For the past few months, a nationwide baby-formula shortage has had major retailers rationing their supplies. The scarcity, initially the result of supply-chain issues and labor shortages, intensified after baby-food manufacturer Abbott Nutrition shut down its production plant in Sturgis, Michigan, and voluntarily recalled three of its infant formulas following reports of bacterial infections and at least two infant deaths. Now there may finally be some relief in sight: On June 15, the Biden administration announced that it was facilitating the shipment of over 44,000 pounds of Nestlé infant formula from Switzerland.
The shipment is part of “Operation Fly Formula,” the federal government’s effort to address the formula shortage through foreign imports, and according to the White House it “will be available through a distribution pipeline serving hospitals, home health companies, and WIC programs around the U.S.” This comes on the heels of Abbott’s official announcement that it had resumed production of EleCare and other specialty formulas just a few weeks ago. “We understand the urgent need for formula and our top priority is getting high-quality, safe formula into the hands of families across America,” Abbott said in a statement.
Experts have said they expect the shortage to ease by the end of July. “It’s going to be gradual improvement up to probably somewhere around two months until the shelves are replete again,” FDA commissioner Dr.
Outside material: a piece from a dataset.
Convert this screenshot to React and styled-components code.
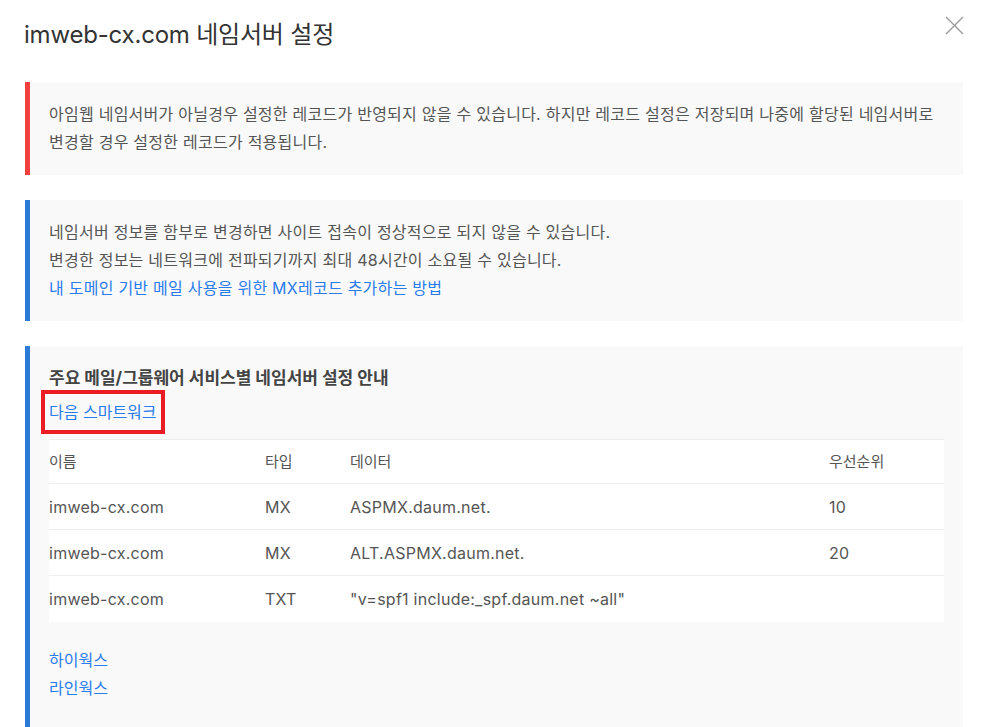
import React from 'react';
import styled, { createGlobalStyle } from 'styled-components';

const Global = createGlobalStyle`
  html, body { margin: 0; padding: 0; background: #fff; }
  body {
    font-family: Inter, "Noto Sans CJK KR", sans-serif;
    -webkit-font-smoothing: antialiased;
  }
  * { box-sizing: border-box; }
`;

const Page = styled.div`
  padding: 0 21px 0 25px;
  height: 727px;
  overflow: hidden;
`;

const Header = styled.header`
  display: flex;
  justify-content: space-between;
  align-items: flex-start;
  height: 82px;
`;

const Title = styled.h1`
  margin: 18px 0 0 -1px;
  font-size: 24px;
  font-weight: 400;
  line-height: 34px;
  color: #333;
  letter-spacing: -0.2px;
`;

const CloseButton = styled.button`
  margin-top: 15px;
  margin-right: -1px;
  width: 20px;
  height: 20px;
  padding: 0;
  border: 0;
  background: none;
  display: flex;
  align-items: center;
  justify-content: center;
  cursor: pointer;
`;

const Notice = styled.section`
  background: #f9f9f9;
  border-left: 5px solid ${p => p.$accent};
  padding: 18px 19px ${p => (p.$tall ? '48px' : '19px')};
  margin-bottom: 25px;
  font-size: 16px;
  line-height: 28px;
  letter-spacing: 0.25px;
  color: #555;
  word-break: keep-all;
`;

const Line = styled.p`
  margin: 0;
`;

const Link = styled.a`
  color: #2a7ced;
  text-decoration: none;
  cursor: pointer;
`;

const GuideTitle = styled.h2`
  margin: 0 0 6px;
  font-size: 17px;
  font-weight: 700;
  line-height: 28px;
  letter-spacing: 0;
  color: #444;
`;

const HighlightLink = styled(Link)`
  display: inline-block;
  line-height: 28px;
  letter-spacing: 0;
  outline: 4px solid #ec1c24;
  outline-offset: 4px;
  margin-bottom: 13px;
`;

const Table = styled.table`
  width: 100%;
  border-collapse: collapse;
  background: #fff;
  table-layout: fixed;
`;

const Th = styled.th`
  height: 44px;
  padding: 0;
  text-align: left;
  font-weight: 400;
  font-size: 15px;
  letter-spacing: 0;
  color: #555;
  border-top: 1px solid #eee;
  width: ${p => p.$w || 'auto'};
`;

const Td = styled.td`
  height: 46px;
  padding: 0;
  font-size: 16px;
  letter-spacing: 0.25px;
  color: #555;
  border-top: 1px solid #eee;
  white-space: nowrap;
`;

const LinkList = styled.div`
  display: flex;
  flex-direction: column;
  align-items: flex-start;
  margin-top: 24px;
  font-size: 16px;
  line-height: 28px;
  letter-spacing: 0;
`;

const records = [
  { name: 'imweb-cx.com', type: 'MX', data: 'ASPMX.daum.net.', prio: '10' },
  { name: 'imweb-cx.com', type: 'MX', data: 'ALT.ASPMX.daum.net.', prio: '20' },
  { name: 'imweb-cx.com', type: 'TXT', data: '"v=spf1 include:_spf.daum.net ~all"', prio: '' },
];

export default function App() {
  return (
    <>
      <Global />
      <Page>
        <Header>
          <Title>imweb-cx.com 네임서버 설정</Title>
          <CloseButton aria-label="닫기">
            <svg width="19" height="19" viewBox="0 0 19 19">
              <path d="M1 1 L18 18 M18 1 L1 18" stroke="#9a9a9a" strokeWidth="1.3" fill="none" />
            </svg>
          </CloseButton>
        </Header>

        <Notice $accent="#f2403f">
          <Line>아임웹 네임서버가 아닐경우 설정한 레코드가 반영되지 않을 수 있습니다. 하지만 레코드 설정은 저장되며 나중에 할당된 네임서버로 변경할 경우 설정한 레코드가 적용됩니다.</Line>
        </Notice>

        <Notice $accent="#2a7ad6">
          <Line>네임서버 정보를 함부로 변경하면 사이트 접속이 정상적으로 되지 않을 수 있습니다.</Line>
          <Line>변경한 정보는 네트워크에 전파되기까지 최대 48시간이 소요될 수 있습니다.</Line>
          <Line><Link>내 도메인 기반 메일 사용을 위한 MX레코드 추가하는 방법</Link></Line>
        </Notice>

        <Notice $accent="#2a7ad6" $tall>
          <GuideTitle>주요 메일/그룹웨어 서비스별 네임서버 설정 안내</GuideTitle>
          <HighlightLink>다음 스마트워크</HighlightLink>
          <Table>
            <thead>
              <tr>
                <Th $w="216px">이름</Th>
                <Th $w="85px">타입</Th>
                <Th $w="479px">데이터</Th>
                <Th>우선순위</Th>
              </tr>
            </thead>
            <tbody>
              {records.map((r, i) => (
                <tr key={i}>
                  <Td>{r.name}</Td>
                  <Td>{r.type}</Td>
                  <Td>{r.data}</Td>
                  <Td>{r.prio}</Td>
                </tr>
              ))}
            </tbody>
          </Table>
          <LinkList>
            <Link>하이웍스</Link>
            <Link>라인웍스</Link>
          </LinkList>
        </Notice>
      </Page>
    </>
  );
}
Robert M. Califf said in a Senate testimony from May.
Per CNN, other manufacturers claim to be producing formula at full capacity, but it’s still not enough to meet demand. In addition to stores like CVS and Walgreens limiting formula purchases, the Times reports that private online sellers have been gouging prices. According to Datasembly, national out-of-stock rates exceeded 70 percent during the week of May 28.
Formula shortages put a strain on caregivers, particularly mothers for whom breastfeeding isn’t possible, whether due to issues with milk supply, medical reasons, a lack of support services, or work demands. The shortages also pose a threat to the health of infants, including those who rely on specialty formulas because of allergies or other medical complications. “Unlike other food recalls, shortages in the infant-formula supply affects a major — or even exclusive — source of nutrition for babies,” said Brian Dittmeier, senior director of public policy at the National WIC Association, a nonprofit that works to provide supplemental nutrition to women and children across the country. While the American Academy of Pediatrics recommends that infants be exclusively breastfed until six months of age, the latest numbers from the CDC indicates that’s only a reality for roughly a quarter of babies. What’s more, nearly 20 percent of infants receive formula supplementation during the first two days of life. According to the New York Times, some parents have responded to the shortage by stockpiling formula or making their own formula at home, a risky method that can lead to nutritional deficiencies and other severe health complications.
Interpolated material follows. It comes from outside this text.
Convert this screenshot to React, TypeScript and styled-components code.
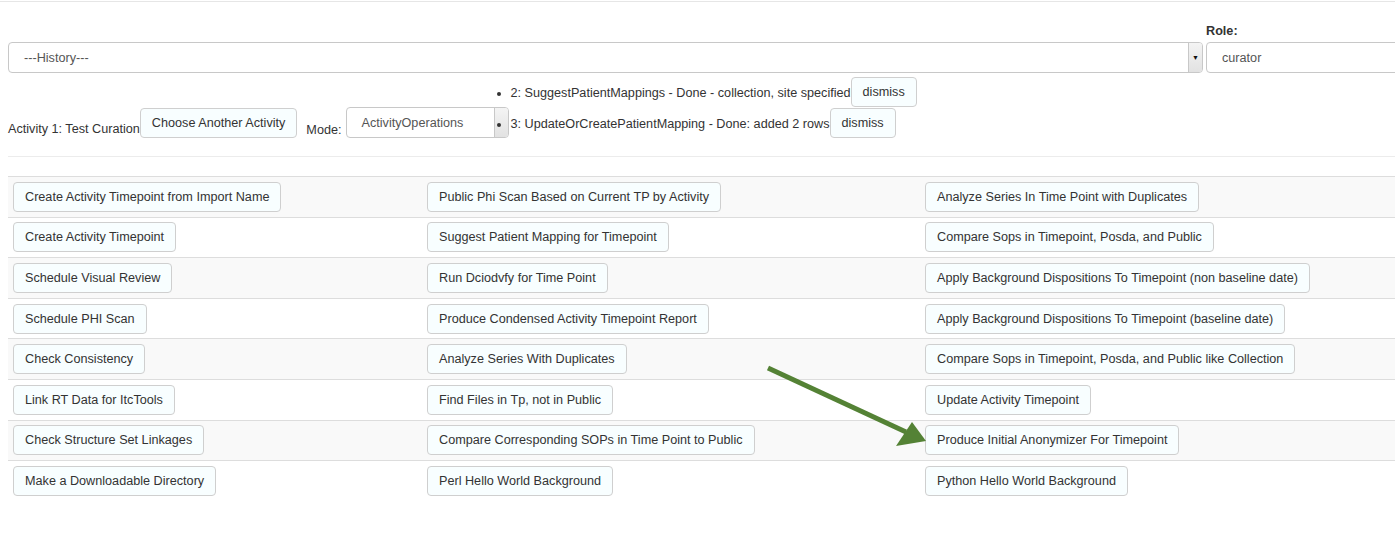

The FDA, which has been leading the federal response to the shortage — including encouraging retailers to ration formula — made a statement on May 10 recognizing the frustrations of consumers, adding that they are “doing everything in our power to ensure there is adequate product available where and when they need it.” During a press briefing, the White House announced additional measures to address the shortage, including encouraging manufacturers to expedite production, cracking down on price gouging, and increasing formula imports from abroad.
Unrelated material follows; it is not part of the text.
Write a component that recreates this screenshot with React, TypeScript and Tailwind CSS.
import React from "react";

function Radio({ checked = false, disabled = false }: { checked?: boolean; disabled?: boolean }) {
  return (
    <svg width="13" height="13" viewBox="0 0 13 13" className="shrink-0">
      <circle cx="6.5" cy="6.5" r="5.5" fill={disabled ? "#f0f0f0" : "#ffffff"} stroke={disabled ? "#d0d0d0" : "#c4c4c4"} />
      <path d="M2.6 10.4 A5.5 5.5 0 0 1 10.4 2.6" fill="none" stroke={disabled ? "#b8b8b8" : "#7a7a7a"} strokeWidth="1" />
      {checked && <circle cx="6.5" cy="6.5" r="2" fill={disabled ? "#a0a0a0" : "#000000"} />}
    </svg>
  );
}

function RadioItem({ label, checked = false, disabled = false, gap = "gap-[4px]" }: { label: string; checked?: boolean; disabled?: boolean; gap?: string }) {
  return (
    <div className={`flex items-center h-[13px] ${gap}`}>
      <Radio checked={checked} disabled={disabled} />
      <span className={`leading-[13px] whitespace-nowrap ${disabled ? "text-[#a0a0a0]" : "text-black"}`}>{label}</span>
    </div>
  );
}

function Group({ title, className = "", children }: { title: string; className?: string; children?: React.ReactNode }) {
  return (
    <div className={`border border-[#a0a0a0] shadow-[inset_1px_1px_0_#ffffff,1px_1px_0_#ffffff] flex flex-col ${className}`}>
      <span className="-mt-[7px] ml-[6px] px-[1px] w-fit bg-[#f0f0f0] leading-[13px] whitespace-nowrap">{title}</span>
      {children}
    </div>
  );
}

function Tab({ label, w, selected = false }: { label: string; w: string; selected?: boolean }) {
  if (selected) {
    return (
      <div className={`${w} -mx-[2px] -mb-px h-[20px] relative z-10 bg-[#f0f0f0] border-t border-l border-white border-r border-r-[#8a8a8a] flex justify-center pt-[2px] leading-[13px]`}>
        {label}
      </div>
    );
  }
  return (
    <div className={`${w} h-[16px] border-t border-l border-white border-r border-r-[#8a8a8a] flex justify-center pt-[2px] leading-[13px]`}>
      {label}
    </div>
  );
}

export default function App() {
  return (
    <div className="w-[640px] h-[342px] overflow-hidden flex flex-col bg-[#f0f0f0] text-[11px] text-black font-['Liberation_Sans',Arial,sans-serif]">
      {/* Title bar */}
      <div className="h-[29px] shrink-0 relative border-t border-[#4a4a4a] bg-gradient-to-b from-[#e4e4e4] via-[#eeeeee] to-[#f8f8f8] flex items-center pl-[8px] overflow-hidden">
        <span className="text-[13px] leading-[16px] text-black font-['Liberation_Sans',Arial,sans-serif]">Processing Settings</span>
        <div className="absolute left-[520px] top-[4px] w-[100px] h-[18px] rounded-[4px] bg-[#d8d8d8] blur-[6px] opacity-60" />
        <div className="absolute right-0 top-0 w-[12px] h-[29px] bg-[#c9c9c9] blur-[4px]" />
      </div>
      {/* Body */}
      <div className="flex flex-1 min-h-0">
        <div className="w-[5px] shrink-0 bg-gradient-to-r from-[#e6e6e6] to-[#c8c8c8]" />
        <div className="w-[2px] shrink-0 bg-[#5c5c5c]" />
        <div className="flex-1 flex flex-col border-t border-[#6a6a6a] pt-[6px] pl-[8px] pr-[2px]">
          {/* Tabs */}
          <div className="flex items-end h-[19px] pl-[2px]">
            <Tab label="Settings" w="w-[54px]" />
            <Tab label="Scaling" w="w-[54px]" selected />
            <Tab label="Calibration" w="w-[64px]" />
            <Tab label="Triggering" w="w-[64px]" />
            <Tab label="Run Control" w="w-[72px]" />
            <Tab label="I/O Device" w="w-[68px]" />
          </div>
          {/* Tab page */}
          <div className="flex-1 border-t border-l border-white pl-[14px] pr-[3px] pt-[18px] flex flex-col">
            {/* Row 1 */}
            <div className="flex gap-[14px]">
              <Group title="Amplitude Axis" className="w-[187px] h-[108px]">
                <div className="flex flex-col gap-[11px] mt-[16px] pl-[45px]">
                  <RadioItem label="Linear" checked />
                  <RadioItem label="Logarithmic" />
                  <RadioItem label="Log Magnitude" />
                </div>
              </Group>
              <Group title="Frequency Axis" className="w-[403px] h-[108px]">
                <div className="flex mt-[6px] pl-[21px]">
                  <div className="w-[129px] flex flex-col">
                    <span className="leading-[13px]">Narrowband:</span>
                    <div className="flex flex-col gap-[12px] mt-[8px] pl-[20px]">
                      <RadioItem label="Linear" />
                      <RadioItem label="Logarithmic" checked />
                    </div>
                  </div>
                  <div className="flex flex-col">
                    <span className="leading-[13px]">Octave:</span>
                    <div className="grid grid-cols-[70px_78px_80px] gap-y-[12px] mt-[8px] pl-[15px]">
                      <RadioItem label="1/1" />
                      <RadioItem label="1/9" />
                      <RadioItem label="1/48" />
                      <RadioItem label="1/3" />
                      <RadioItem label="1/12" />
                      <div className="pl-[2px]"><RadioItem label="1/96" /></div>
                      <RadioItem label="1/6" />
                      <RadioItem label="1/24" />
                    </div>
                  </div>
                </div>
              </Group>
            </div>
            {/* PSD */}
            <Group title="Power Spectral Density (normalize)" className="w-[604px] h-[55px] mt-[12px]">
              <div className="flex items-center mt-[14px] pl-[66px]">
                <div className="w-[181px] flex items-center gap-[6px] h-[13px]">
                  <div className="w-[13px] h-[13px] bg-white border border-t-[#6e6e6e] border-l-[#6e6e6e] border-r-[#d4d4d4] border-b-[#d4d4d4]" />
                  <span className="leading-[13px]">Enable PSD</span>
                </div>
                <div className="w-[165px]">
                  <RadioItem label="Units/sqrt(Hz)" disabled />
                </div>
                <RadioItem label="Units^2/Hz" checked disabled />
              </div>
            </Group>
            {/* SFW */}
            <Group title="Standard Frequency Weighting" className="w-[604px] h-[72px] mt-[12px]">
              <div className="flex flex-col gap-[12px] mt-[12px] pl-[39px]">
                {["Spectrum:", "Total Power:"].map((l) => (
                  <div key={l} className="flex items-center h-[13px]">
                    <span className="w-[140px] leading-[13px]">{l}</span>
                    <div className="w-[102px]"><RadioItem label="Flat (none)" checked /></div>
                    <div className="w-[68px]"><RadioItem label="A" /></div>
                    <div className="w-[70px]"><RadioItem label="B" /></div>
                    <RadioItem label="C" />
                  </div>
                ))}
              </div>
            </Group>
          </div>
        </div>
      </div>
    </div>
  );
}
For now, parents are still met with empty shelves, and some are reportedly driving long distances to try and find more. The shortage has been especially hard on families with babies who require specialty formulas because of allergies or medical issues. The Times reports that at least two children in Tennessee with short bowel syndrome — where the body does not absorb sufficient nutrients from food — were recently hospitalized after their families could not find EleCare and tried alternative formulas, which the children didn’t respond well to. “Each day that this crisis continues, parents grow more anxious and desperate to find what they need to feed their infants,” Dittmeier told the Times.
This post has been updated with additional information.